* Problem to work on
Show all lines that include the string "index"; copy each one.

━━━ Raw data ━━━

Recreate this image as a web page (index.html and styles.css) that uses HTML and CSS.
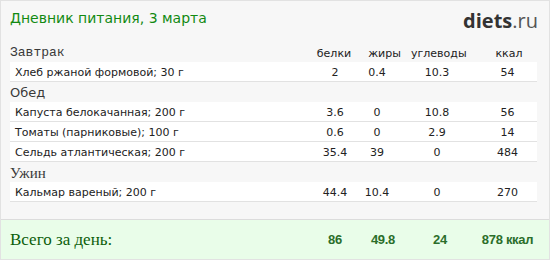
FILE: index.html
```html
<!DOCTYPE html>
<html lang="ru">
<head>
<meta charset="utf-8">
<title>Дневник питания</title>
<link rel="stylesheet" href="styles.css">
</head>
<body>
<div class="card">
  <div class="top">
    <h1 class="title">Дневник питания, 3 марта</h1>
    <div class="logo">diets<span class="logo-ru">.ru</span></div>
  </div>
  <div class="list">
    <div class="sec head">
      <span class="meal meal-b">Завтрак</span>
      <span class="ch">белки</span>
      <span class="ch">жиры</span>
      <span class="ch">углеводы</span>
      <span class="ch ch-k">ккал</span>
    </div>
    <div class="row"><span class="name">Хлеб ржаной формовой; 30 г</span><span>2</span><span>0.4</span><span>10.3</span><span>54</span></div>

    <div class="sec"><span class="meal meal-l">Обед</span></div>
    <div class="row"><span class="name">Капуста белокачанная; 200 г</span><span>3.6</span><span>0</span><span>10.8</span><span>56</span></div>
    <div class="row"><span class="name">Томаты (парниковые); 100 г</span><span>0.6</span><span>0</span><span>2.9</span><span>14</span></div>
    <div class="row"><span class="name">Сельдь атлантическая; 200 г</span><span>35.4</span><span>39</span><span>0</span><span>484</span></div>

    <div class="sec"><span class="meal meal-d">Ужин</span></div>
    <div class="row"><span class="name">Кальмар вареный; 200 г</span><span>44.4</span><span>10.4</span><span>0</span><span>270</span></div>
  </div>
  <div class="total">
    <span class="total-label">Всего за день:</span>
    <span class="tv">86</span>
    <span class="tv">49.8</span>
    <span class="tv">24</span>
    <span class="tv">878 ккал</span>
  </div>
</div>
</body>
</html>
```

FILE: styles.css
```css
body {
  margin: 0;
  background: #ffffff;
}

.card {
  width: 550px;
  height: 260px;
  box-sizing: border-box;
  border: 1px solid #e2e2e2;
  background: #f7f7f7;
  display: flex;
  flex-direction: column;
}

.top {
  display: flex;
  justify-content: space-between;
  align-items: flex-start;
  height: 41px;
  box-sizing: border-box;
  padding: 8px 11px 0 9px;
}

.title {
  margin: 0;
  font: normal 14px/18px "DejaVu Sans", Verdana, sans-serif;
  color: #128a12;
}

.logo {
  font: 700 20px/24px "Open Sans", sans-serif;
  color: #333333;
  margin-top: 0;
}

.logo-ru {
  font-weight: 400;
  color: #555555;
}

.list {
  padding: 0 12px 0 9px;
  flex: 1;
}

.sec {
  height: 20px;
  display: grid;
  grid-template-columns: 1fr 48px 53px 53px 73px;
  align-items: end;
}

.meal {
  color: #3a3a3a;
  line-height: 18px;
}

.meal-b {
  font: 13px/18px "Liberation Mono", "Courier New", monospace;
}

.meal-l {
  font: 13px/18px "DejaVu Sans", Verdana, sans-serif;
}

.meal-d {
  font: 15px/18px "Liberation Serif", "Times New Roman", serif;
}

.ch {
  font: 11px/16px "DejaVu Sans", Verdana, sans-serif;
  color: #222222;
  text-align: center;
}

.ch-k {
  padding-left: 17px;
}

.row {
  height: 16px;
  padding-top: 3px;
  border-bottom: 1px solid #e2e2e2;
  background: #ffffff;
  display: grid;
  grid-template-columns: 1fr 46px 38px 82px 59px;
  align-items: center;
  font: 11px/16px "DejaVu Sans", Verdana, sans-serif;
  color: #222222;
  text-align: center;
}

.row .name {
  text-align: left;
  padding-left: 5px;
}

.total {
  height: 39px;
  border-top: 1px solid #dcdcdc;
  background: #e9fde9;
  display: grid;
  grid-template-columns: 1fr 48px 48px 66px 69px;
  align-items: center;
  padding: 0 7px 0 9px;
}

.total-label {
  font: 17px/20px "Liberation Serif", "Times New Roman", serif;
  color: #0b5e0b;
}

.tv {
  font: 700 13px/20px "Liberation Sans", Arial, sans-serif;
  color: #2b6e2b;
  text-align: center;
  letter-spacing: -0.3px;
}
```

━━━

* Worked answer
Recreate this image as a web page (index.html and styles.css) that uses HTML and CSS.
FILE: index.html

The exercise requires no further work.